From Runway to Sidewalk

Every season, luxury fashion houses drop the first matchstick. The flames spread fast. What starts in a dimly lit Paris showroom runway models in gravity defying silhouettes, richly layered textures, or blunt nostalgia fueled callbacks sets the tone for what the world will wear six months later.

The timeline follows a familiar rhythm. Designers preview collections at Fashion Weeks in cities like New York, Paris, Milan, and London. Then the filtering begins. Stylists, editors, and celebrities cherry pick elements that resonate. Fast fashion brands like Zara and H&M take note, spinning watered down versions into mass produced items at breakneck speed. Within weeks, what was once high concept couture becomes a hanger staple.

This isn’t accidental. Luxury labels have always been tastemakers, using scarcity and storytelling to drive desire. Their influence trickles down not just through design, but through mood, movement, even color psychology. A bold jacket shape or muted earth palette on the runway can push thousands of daily outfit decisions. Streetwear, basics, even gym clothes aren’t immune.

So while it might seem like fashion is shifting overnight, the direction points back to those first looks coming down the runway. The blueprint is still in the hands of the few but the impact lands everywhere.

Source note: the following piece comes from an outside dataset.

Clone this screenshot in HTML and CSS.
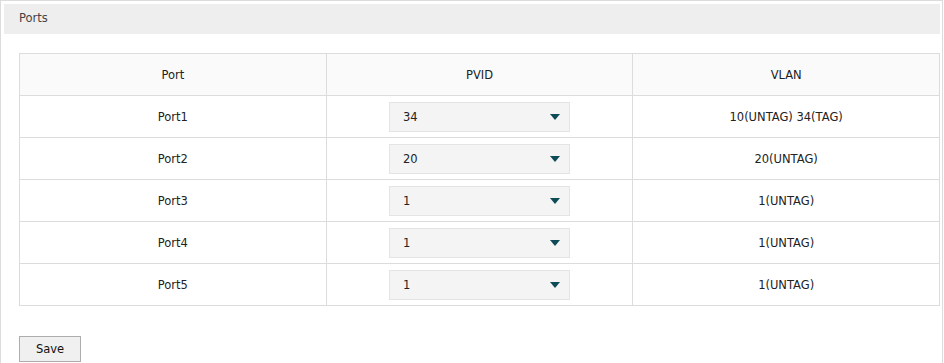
FILE: index.html
```html
<!DOCTYPE html>
<html lang="en">
<head>
    <meta charset="UTF-8">
    <meta name="viewport" content="width=device-width, initial-scale=1.0">
    <title>Ports</title>
    <link rel="stylesheet" href="styles.css">
</head>
<body>
    <div class="panel">
        <div class="panel-title">Ports</div>
        <div class="panel-body">
            <table class="port-table">
                <thead>
                    <tr>
                        <th>Port</th>
                        <th>PVID</th>
                        <th>VLAN</th>
                    </tr>
                </thead>
                <tbody>
                    <tr>
                        <td>Port1</td>
                        <td><div class="combo"><select><option>34</option></select></div></td>
                        <td>10(UNTAG) 34(TAG)</td>
                    </tr>
                    <tr>
                        <td>Port2</td>
                        <td><div class="combo"><select><option>20</option></select></div></td>
                        <td>20(UNTAG)</td>
                    </tr>
                    <tr>
                        <td>Port3</td>
                        <td><div class="combo"><select><option>1</option></select></div></td>
                        <td>1(UNTAG)</td>
                    </tr>
                    <tr>
                        <td>Port4</td>
                        <td><div class="combo"><select><option>1</option></select></div></td>
                        <td>1(UNTAG)</td>
                    </tr>
                    <tr>
                        <td>Port5</td>
                        <td><div class="combo"><select><option>1</option></select></div></td>
                        <td>1(UNTAG)</td>
                    </tr>
                </tbody>
            </table>
            <button type="button" class="save-btn">Save</button>
        </div>
    </div>
</body>
</html>
```

FILE: styles.css
```css
body {
    margin: 0;
    font-family: "DejaVu Sans", Verdana, sans-serif;
    font-size: 11.5px;
    color: #222;
    background: #fff;
}
.panel {
    box-sizing: border-box;
    width: 943px;
    height: 363px;
    border: 1px solid #dcdcdc;
    border-bottom: none;
    padding: 3px 2px 0 3px;
}
.panel-title {
    height: 30px;
    line-height: 29px;
    background: #eeeeee;
    color: #444;
    padding-left: 15px;
}
.panel-body {
    padding: 19px 0 0 15px;
}
.port-table {
    width: 100%;
    border-collapse: collapse;
    table-layout: fixed;
}
.port-table th,
.port-table td {
    border: 1px solid #dcdcdc;
    height: 41px;
    padding: 0;
    text-align: center;
    vertical-align: middle;
    font-weight: normal;
}
.port-table th {
    background: #fafafa;
}
.combo {
    position: relative;
    width: 181px;
    height: 30px;
    margin: 0 auto;
}
.combo select {
    -webkit-appearance: none;
    appearance: none;
    box-sizing: border-box;
    width: 100%;
    height: 100%;
    background: #f4f4f4;
    border: 1px solid #e4e4e4;
    border-radius: 0;
    padding: 0 0 0 13px;
    font-family: inherit;
    font-size: 11.5px;
    color: #222;
    outline: none;
}
.combo::after {
    content: "";
    position: absolute;
    right: 10px;
    top: 12px;
    border-left: 5px solid transparent;
    border-right: 5px solid transparent;
    border-top: 6px solid #0d4b57;
    pointer-events: none;
}
.save-btn {
    margin-top: 30px;
    width: 62px;
    height: 26px;
    background: #f0f0f0;
    border: 1px solid #adadad;
    border-radius: 0;
    font-family: inherit;
    font-size: 11.5px;
    color: #111;
    padding: 0;
}
```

The Power of Signature Aesthetics

Some designers don’t just influence fashion they change how we talk about it. Virgil Abloh redefined the boundaries between streetwear and high fashion, making quotes on hoodies and industrial belts part of a visual language. Miuccia Prada keeps minimalism interesting her strange familiar pairings of texture and silhouette challenge trends while still starting them. Demna Gvasalia takes irony and dystopia and makes them wearable. Their fingerprints are all over the culture, not just the runway.

But what actually trickles down to Main Street? It’s the stuff that’s easy to remix: boxy silhouettes, unexpected fabrics, disruptive palettes. A cropped puffer that nods to Balenciaga. A nylon tote that echoes Prada. When these elements hit a nerve cool, comfortable, a bit subversive they spread.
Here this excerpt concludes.